**TASK**
Pictures aside, quote the whole listing exactly.
-- PROVIDED MATERIAL start --
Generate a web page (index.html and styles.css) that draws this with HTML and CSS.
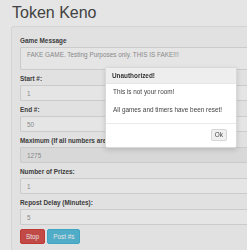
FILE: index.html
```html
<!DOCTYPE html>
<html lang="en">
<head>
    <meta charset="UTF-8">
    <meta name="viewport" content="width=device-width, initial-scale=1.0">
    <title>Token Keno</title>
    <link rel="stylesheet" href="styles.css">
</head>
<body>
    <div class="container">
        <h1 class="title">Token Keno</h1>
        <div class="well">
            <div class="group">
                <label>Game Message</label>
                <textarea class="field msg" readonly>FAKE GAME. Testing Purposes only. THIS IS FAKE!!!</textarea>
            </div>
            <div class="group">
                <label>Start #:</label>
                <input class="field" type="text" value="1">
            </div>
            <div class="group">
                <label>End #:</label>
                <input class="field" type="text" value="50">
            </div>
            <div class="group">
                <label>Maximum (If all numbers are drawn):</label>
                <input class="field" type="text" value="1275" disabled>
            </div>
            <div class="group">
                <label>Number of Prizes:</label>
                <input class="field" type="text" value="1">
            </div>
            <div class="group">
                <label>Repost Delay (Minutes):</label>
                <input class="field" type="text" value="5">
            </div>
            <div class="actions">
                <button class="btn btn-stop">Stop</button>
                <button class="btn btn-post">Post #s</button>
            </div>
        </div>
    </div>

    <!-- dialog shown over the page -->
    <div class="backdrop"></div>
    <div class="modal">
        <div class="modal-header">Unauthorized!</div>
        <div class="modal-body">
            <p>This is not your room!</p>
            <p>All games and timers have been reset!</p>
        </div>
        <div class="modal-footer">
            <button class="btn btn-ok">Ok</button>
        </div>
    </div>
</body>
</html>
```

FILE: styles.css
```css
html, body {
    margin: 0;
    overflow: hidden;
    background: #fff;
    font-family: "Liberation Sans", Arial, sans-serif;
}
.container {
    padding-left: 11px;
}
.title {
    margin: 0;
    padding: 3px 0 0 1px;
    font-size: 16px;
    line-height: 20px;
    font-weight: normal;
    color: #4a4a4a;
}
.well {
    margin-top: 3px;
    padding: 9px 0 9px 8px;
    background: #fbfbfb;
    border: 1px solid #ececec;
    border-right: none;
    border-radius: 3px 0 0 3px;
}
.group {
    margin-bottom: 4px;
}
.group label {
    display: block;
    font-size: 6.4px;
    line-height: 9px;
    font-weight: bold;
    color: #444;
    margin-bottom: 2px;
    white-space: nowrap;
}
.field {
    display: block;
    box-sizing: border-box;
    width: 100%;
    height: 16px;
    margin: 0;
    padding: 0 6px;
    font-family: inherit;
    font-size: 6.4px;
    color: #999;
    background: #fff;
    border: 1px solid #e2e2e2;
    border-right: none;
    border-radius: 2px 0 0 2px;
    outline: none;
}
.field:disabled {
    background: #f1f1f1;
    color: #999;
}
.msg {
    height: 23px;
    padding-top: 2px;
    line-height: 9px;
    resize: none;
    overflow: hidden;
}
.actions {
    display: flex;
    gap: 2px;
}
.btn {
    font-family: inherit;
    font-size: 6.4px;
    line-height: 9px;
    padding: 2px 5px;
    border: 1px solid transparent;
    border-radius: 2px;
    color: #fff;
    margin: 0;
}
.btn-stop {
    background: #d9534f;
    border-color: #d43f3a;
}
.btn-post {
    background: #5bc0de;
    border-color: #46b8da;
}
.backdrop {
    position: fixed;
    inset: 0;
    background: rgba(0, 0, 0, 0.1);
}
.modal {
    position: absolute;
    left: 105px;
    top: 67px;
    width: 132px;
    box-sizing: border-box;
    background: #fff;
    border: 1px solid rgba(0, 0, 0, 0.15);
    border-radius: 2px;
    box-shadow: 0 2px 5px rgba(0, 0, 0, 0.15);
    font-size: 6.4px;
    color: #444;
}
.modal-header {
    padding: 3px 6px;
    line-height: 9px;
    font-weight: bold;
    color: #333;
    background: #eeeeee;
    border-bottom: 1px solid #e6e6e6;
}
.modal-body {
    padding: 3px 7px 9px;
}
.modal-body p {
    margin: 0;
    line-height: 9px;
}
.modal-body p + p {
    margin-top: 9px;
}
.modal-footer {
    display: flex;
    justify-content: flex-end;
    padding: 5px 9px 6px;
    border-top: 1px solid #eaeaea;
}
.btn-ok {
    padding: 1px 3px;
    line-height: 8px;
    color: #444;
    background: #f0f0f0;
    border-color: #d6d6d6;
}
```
-- PROVIDED MATERIAL end --
**EXERCISE SOLUTION**
Generate a web page (index.html and styles.css) that draws this with HTML and CSS.
FILE: index.html
```html
<!DOCTYPE html>
<html lang="en">
<head>
    <meta charset="UTF-8">
    <meta name="viewport" content="width=device-width, initial-scale=1.0">
    <title>Token Keno</title>
    <link rel="stylesheet" href="styles.css">
</head>
<body>
    <div class="container">
        <h1 class="title">Token Keno</h1>
        <div class="well">
            <div class="group">
                <label>Game Message</label>
                <textarea class="field msg" readonly>FAKE GAME. Testing Purposes only. THIS IS FAKE!!!</textarea>
            </div>
            <div class="group">
                <label>Start #:</label>
                <input class="field" type="text" value="1">
            </div>
            <div class="group">
                <label>End #:</label>
                <input class="field" type="text" value="50">
            </div>
            <div class="group">
                <label>Maximum (If all numbers are drawn):</label>
                <input class="field" type="text" value="1275" disabled>
            </div>
            <div class="group">
                <label>Number of Prizes:</label>
                <input class="field" type="text" value="1">
            </div>
            <div class="group">
                <label>Repost Delay (Minutes):</label>
                <input class="field" type="text" value="5">
            </div>
            <div class="actions">
                <button class="btn btn-stop">Stop</button>
                <button class="btn btn-post">Post #s</button>
            </div>
        </div>
    </div>

    <!-- dialog shown over the page -->
    <div class="backdrop"></div>
    <div class="modal">
        <div class="modal-header">Unauthorized!</div>
        <div class="modal-body">
            <p>This is not your room!</p>
            <p>All games and timers have been reset!</p>
        </div>
        <div class="modal-footer">
            <button class="btn btn-ok">Ok</button>
        </div>
    </div>
</body>
</html>
```

FILE: styles.css
```css
html, body {
    margin: 0;
    overflow: hidden;
    background: #fff;
    font-family: "Liberation Sans", Arial, sans-serif;
}
.container {
    padding-left: 11px;
}
.title {
    margin: 0;
    padding: 3px 0 0 1px;
    font-size: 16px;
    line-height: 20px;
    font-weight: normal;
    color: #4a4a4a;
}
.well {
    margin-top: 3px;
    padding: 9px 0 9px 8px;
    background: #fbfbfb;
    border: 1px solid #ececec;
    border-right: none;
    border-radius: 3px 0 0 3px;
}
.group {
    margin-bottom: 4px;
}
.group label {
    display: block;
    font-size: 6.4px;
    line-height: 9px;
    font-weight: bold;
    color: #444;
    margin-bottom: 2px;
    white-space: nowrap;
}
.field {
    display: block;
    box-sizing: border-box;
    width: 100%;
    height: 16px;
    margin: 0;
    padding: 0 6px;
    font-family: inherit;
    font-size: 6.4px;
    color: #999;
    background: #fff;
    border: 1px solid #e2e2e2;
    border-right: none;
    border-radius: 2px 0 0 2px;
    outline: none;
}
.field:disabled {
    background: #f1f1f1;
    color: #999;
}
.msg {
    height: 23px;
    padding-top: 2px;
    line-height: 9px;
    resize: none;
    overflow: hidden;
}
.actions {
    display: flex;
    gap: 2px;
}
.btn {
    font-family: inherit;
    font-size: 6.4px;
    line-height: 9px;
    padding: 2px 5px;
    border: 1px solid transparent;
    border-radius: 2px;
    color: #fff;
    margin: 0;
}
.btn-stop {
    background: #d9534f;
    border-color: #d43f3a;
}
.btn-post {
    background: #5bc0de;
    border-color: #46b8da;
}
.backdrop {
    position: fixed;
    inset: 0;
    background: rgba(0, 0, 0, 0.1);
}
.modal {
    position: absolute;
    left: 105px;
    top: 67px;
    width: 132px;
    box-sizing: border-box;
    background: #fff;
    border: 1px solid rgba(0, 0, 0, 0.15);
    border-radius: 2px;
    box-shadow: 0 2px 5px rgba(0, 0, 0, 0.15);
    font-size: 6.4px;
    color: #444;
}
.modal-header {
    padding: 3px 6px;
    line-height: 9px;
    font-weight: bold;
    color: #333;
    background: #eeeeee;
    border-bottom: 1px solid #e6e6e6;
}
.modal-body {
    padding: 3px 7px 9px;
}
.modal-body p {
    margin: 0;
    line-height: 9px;
}
.modal-body p + p {
    margin-top: 9px;
}
.modal-footer {
    display: flex;
    justify-content: flex-end;
    padding: 5px 9px 6px;
    border-top: 1px solid #eaeaea;
}
.btn-ok {
    padding: 1px 3px;
    line-height: 8px;
    color: #444;
    background: #f0f0f0;
    border-color: #d6d6d6;
}
```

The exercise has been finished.